Gravitational Waves Could Collide Sucking Earth Into a Black Hole

Ever wondered how the world might end? According to physicists, one unnerving possibility could involve Earth being swallowed up by a black hole created by freak gravitational waves.

Gravitational waves are invisible ripples in space that travel at the speed of light. The most powerful of these waves occur when objects move very quickly, for instance when two big stars orbit each other or two black holes orbit one another and merge. Such waves are often compared to the circular ripples that emerge when a stone is dropped in water.

However, if a particle or object travels at the speed of light, flat gravitational waves can result.

So, what would happen if these waves ran into each other? Scientists at Princeton University and the Perimeter Institute for Theoretical Physics in Waterloo, Ontario, set out to answer this question using numerical solutions of the Einstein equations. These 10 equations detail Albert Einstein's general theory of relativity.

An illustration of a black hole sucking matter from a nebula. Getty Images

The findings published in the journal General Relativity and Quantum Cosmology indicate that if the waves were big enough, such as collision could create a black hole: an area of space with such a strong gravitational field that even light can't escape from it.

The physicists believe such a freak gravitational wave could be powerful enough to tangle space-time. That in turn could create a black hole. The resulting black hole could swallow up 85 percent of the wave's energy, while some of the lingering ripples would orbit the hole forever.

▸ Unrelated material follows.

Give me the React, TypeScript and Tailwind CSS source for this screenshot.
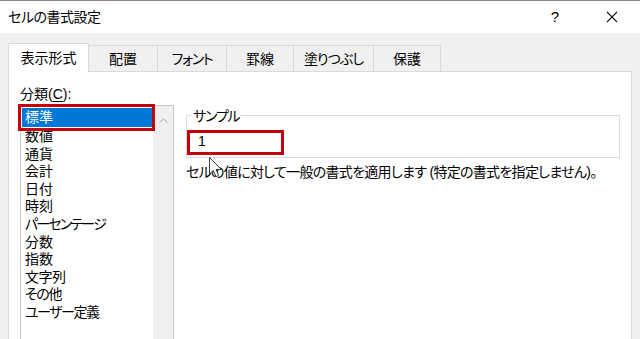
import React from "react";

const items: { t: string; c?: string }[] = [
  { t: "数値" },
  { t: "通貨" },
  { t: "会計" },
  { t: "日付" },
  { t: "時刻" },
  { t: "パーセンテージ", c: "tracking-[-1.8px]" },
  { t: "分数" },
  { t: "指数" },
  { t: "文字列", c: "tracking-[-0.5px]" },
  { t: "その他", c: "tracking-[-1.3px]" },
  { t: "ユーザー定義", c: "tracking-[-1.5px]" },
];

const tabs = [
  { label: "配置", w: "w-[69px]", c: "" },
  { label: "フォント", w: "w-[69px]", c: "tracking-[-1.2px]" },
  { label: "罫線", w: "w-[67px]", c: "" },
  { label: "塗りつぶし", w: "w-[80px]", c: "tracking-[-1px]" },
  { label: "保護", w: "w-[67px]", c: "" },
];

export default function App() {
  return (
    <div
      className="w-[640px] h-[339px] overflow-hidden bg-[#f0f0f0] relative flex flex-col text-black text-[14px] [font-feature-settings:'palt']"
      style={{ fontFamily: '"Liberation Sans", "Noto Sans CJK JP", sans-serif' }}
    >
      {/* title bar */}
      <div className="h-[33px] shrink-0 bg-white border-t border-[#8a8a8a] flex items-center pl-[8px]">
        <span className="leading-[18px] tracking-[-0.5px]">セルの書式設定</span>
        <span className="ml-auto mr-[47px] leading-[18px] text-[15px]">?</span>
        <svg width="12" height="12" viewBox="0 0 12 12" className="mr-[22px]">
          <path d="M1 1 L11 11 M11 1 L1 11" stroke="#111" strokeWidth="1.1" fill="none" />
        </svg>
      </div>

      {/* tabs */}
      <div className="flex items-end pl-[8px] mt-[10px] h-[28px] shrink-0">
        <div className="relative z-10 w-[81px] h-[29px] -mb-px bg-white border border-b-0 border-[#d9d9d9] flex items-center justify-center leading-[18px]">
          表示形式
        </div>
        {tabs.map((t) => (
          <div
            key={t.label}
            className={`${t.w} h-[26px] bg-[#f0f0f0] border-t border-r border-[#d9d9d9] flex items-center justify-center leading-[18px]`}
          >
            <span className={t.c}>{t.label}</span>
          </div>
        ))}
      </div>

      {/* panel */}
      <div className="ml-[8px] w-[624px] flex-1 bg-white border border-[#dadada] flex pl-[11px]">
        {/* left column */}
        <div className="w-[154px] shrink-0 pt-[13px] flex flex-col">
          <div className="h-[18px] leading-[18px]">
            分類(<span className="underline underline-offset-2">C</span>):
          </div>
          <div className="mt-[2px] h-[260px] border border-[#c8c8c8] flex">
            <div className="flex-1 pt-[2px] pl-px">
              <div className="h-[20px]">
                <div className="h-[19px] bg-[#0078d7] text-white pl-[3px] leading-[19px]">標準</div>
              </div>
              {items.map((it) => (
                <div key={it.t} className={`h-[17.6px] leading-[17.6px] pl-[3px] whitespace-nowrap ${it.c ?? ""}`}>
                  {it.t}
                </div>
              ))}
            </div>
            <div className="w-[20px] bg-[#f0f0f0] flex justify-center pt-[12px]">
              <svg width="9" height="5" viewBox="0 0 9 5">
                <path d="M0.5 4.5 L4.5 0.8 L8.5 4.5" stroke="#a6a6a6" strokeWidth="1" fill="none" />
              </svg>
            </div>
          </div>
        </div>

        {/* right column */}
        <div className="ml-[12px] pt-[43px] flex flex-col">
          <div className="relative w-[434px] h-[43px] border border-[#dcdcdc] pl-[11px] pt-[16px]">
            <span className="absolute -top-[9px] left-[5px] bg-white px-px leading-[18px] tracking-[-1.2px]">サンプル</span>
            <div className="leading-[18px]">1</div>
          </div>
          <div className="mt-[5px] leading-[18px] whitespace-nowrap tracking-[-0.7px]">
            セルの値に対して一般の書式を適用します (特定の書式を指定しません)。
          </div>
        </div>
      </div>

      {/* red annotation boxes */}
      <div className="absolute left-[18px] top-[104px] w-[137px] h-[27px] border-[3px] border-[#c8000e]" />
      <div className="absolute left-[187px] top-[130px] w-[97px] h-[25px] border-[3px] border-[#c8000e]" />

      {/* mouse cursor */}
      <svg className="absolute left-[209px] top-[157px]" width="14" height="22" viewBox="0 0 14 22">
        <path
          d="M0.5 0.5 L0.5 17 L4.3 13.4 L7 19.6 L9.6 18.5 L7 12.5 L12.3 12.5 Z"
          fill="#ffffff"
          stroke="#3a3a3a"
          strokeWidth="1"
          strokeLinejoin="round"
        />
      </svg>
    </div>
  );
}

Frans Pretorius, study co-author and a professor of physics at Princeton University, told New Scientist: "These particles have a lot of energy and produce curvature in space-time, and when the waves collide, that curvature wraps in on itself. Space-time is sort of sucking itself into a black hole."

Reassuringly, however, if small waves collided they would likely cross each other and dissipate.

Dr. David Garfinkle, a professor in the department of physics at Oakland University in Michigan, told New Scientist nothing in the known universe exists that could cause plane-fronted waves to form a black hole.

The researchers believe the methods used in their study could help to solve other problems relating to strong field gravity and cosmology that involve particle distributions of matter.

Earlier this year, astronomers found the fastest-growing black hole ever. It ate up a mass equaling that of the sun's every two days. The black hole grew at 1 percent every million years, 12 billion years ago.

"We don't know how this one grew so large, so quickly in the early days of the Universe," Christian Wolf, an astronomer at the Australian National University (ANU), said in a statement. "The hunt is on to find even faster growing black holes."

Wolf continued: "This black hole is growing so rapidly that it's shining thousands of times more brightly than an entire galaxy, due to all of the gases it sucks in daily that cause lots of friction and heat."